With Mihara gone, Oshita retiring and
Nakanishi losing his effectiveness, Nishitetsu
drifted through the '60s in the middle of the
standings. Aside from a single pennant in 1963,
the Lions only finished twice above third place.
When player-manager Nakanishi retired in 1969
after eight seasons at the Nishitetsu helm,
Kazuhisa Inao put his pitchers glove in mothballs
and took over as Lions skipper.
A future member of Japan's Hall of
Fame, Inao was a disaster as manager. His first
three years (1970-72), the Lions remained in the
Pacific League cellar, setting the tone for the
club's accomplishments for the remainder of the
decade. Finishing only as high as third (1975),
the Lions earned Japanese baseball's worst record
six times throughout the 1970s.
A team in disarray, the Lions passed
through the hands of several owners, becoming the
Taiheiyo Club Lions from 1973-76 and the Crown
Lighter Lions in 1978 and '79. Sold to the Seibu
Corporation in 1979, the Lions began a rebuilding
process that made them Japan's strongest
franchise of the 1980s.
Listed in the late 1980s as the
world's richest man, Yoshiaki Tsutsumi bought the
Lions and integrated the team into the Seibu
conglomeration of real estate, railroad lines and
hotels.
Moving the team in 1979 from Fukuoka
to Tokorozawa, a western Tokyo suburb, Tsutsumi
built one of the finest Japanese ballparks for
his team and surrounded it with an amusement
park, tennis courts, an indoor ski slope and a
golf course. Properly an amphitheater dug into
the side of a hill, Seibu Lions Stadium is a gem
of a ballpark, ringed by trees and offering a
beautiful view of the rolling green hills around
Tokorozawa. (In 1997, however, a roof will be
constructed over the stadium.)
Not all the changes Tsutsumi had in
mind were cosmetic. In 1982, Seibu hired Tatsuro
Hirooka to manage the Lions. A strict
disciplinarian who controlled virtually every
aspect of his players lives, Hirooka had his
greatest success in 1978 leading the perpetually
mediocre Yakult Swallows to one second place
finish and one Japan Series championship in three
years. In his four years with Seibu (1982-85),
Hirooka led the Lions to three pennants and two
Japan Series titles.
Not sparing any expense to build a
championship team, Seibu offered jobs to family
members of players they wanted to sign, and
acquired others for the Prince Hotel team (which
plays in a company league) as a way of
circumventing the annual draft. The Lions also
paid top dollar for foreign athlete Steve
Ontiveros, picked up Taiwanese fireballer Taigen
Kaku, and acquired promising young players
Kazuhiro Kiyohara, Kimiyasu Kudo, and Koji
Akiyama.
Clearly the most dominant team of the
1980s, under manager Masaaki Mori (1986-94) the
Lions won eight pennants and six Japan Series. A
team of spark plugs, Seibu had many all-stars.
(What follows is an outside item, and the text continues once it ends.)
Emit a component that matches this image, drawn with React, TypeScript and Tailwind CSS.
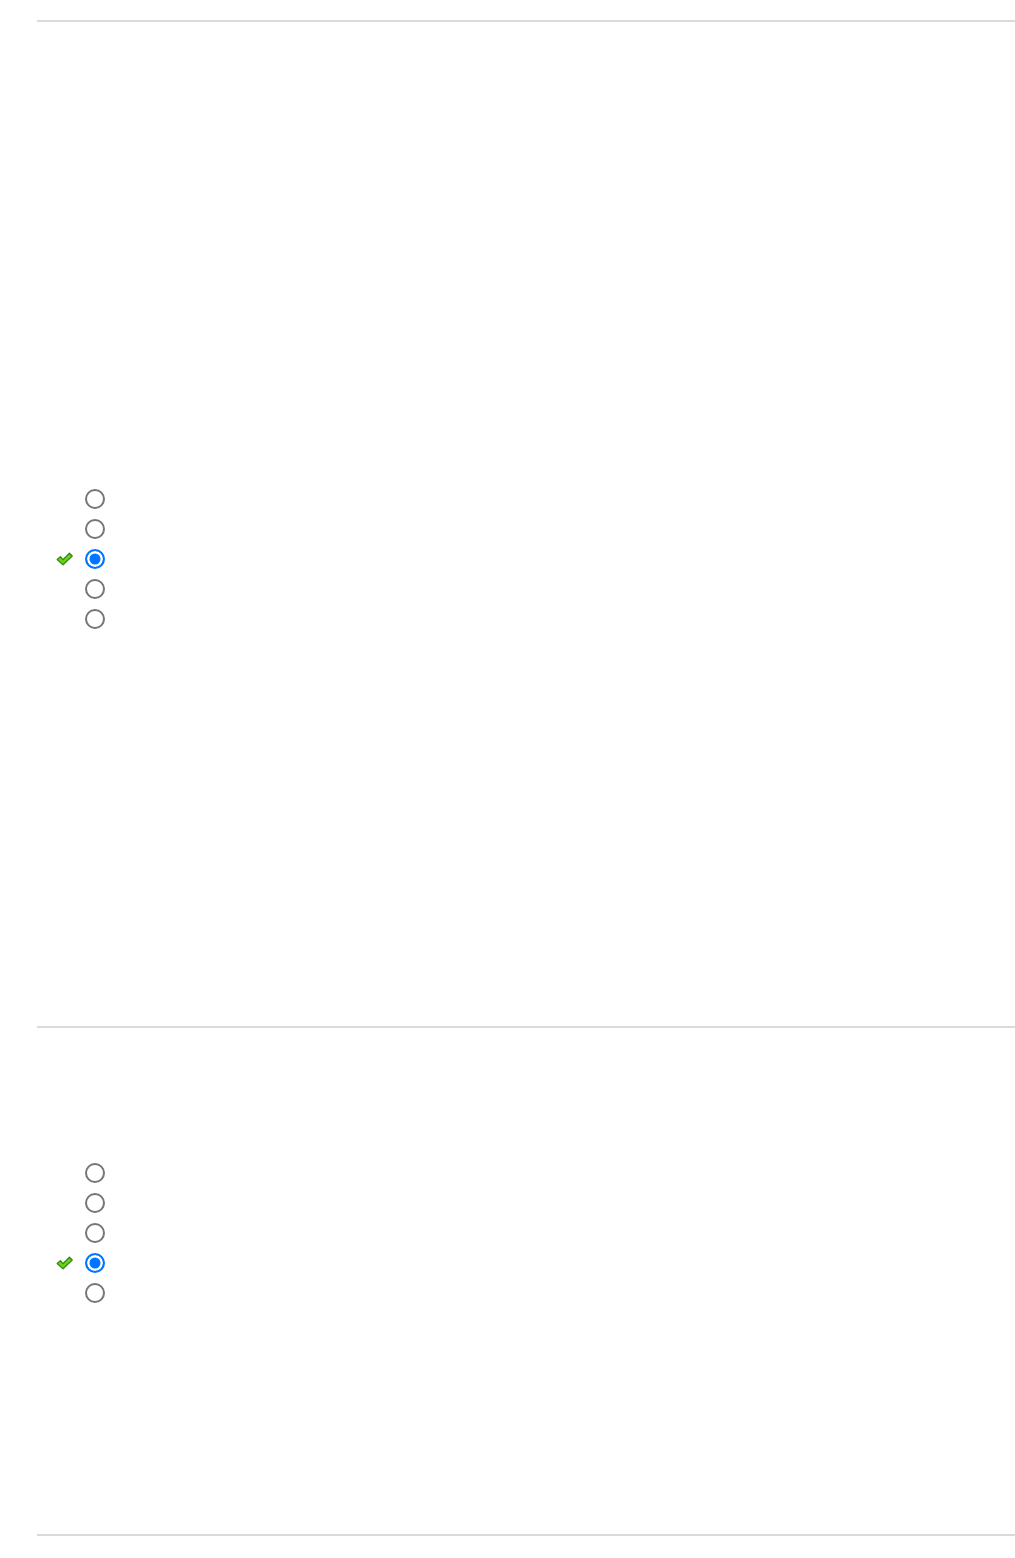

From 1984-93, Akiyama stole 227 bases and pounded
328 home runs while Kiyohara belted 329
round-trippers in his ten years with the Lions.
Orestes Destrade, the Cuban-American slugger,
earned three straight home run crowns from
1990-92.
The Lions didn't win all those
pennants with their bats, however. Featuring a 95
mph fastball, Kaku pitched a no-hitter in 1985,
his first year in Japan, earned the 1991 Pacific
League MVP and before retiring in 1997 compiled a
117-68 record. Kudo meanwhile earned a 113-52
record with the Lions while earning the 1990 MVP.
Osamu Higashio, the Lions top pitcher in the
1970s, won two MVPs in the '80s while compiling a
lifetime 251-247 record before he retired in '88.
Virtually an all-star team all by
themselves, the Lions entered a period of
transition in the mid-1990s. Manager Mori
resigned during the 1994 Japan Series, while
Akiyama and Kudo drifted to the Hawks in the
following years. Kiyohara joined his high school
teammate Masumi Kuwata and the Giants in 1997 and
Kaku retired later the same year. With the
exception of catcher Tsutomu Ito, virtually all
the big Lions stars of the 1980s had moved to
other teams, retired, or faded into the
background.
Replacing Mori as Seibu manager,
Osamu Higashio struggled in his first two years.
Leading the 1996 Lions to their first losing
season in fifteen years, the former pitching star
finally found a winning combination a year later.
The new Lions, relying less on
power-hitters, are one of the fastest teams in
Japan. Led by shortstop Kazuo Matsui, Seibu
topped both leagues with 200 stolen bases. With a
young line-up, and a several strong pitching
arms, the Lions have no need to dwell on past
glories. Their history is not yet complete.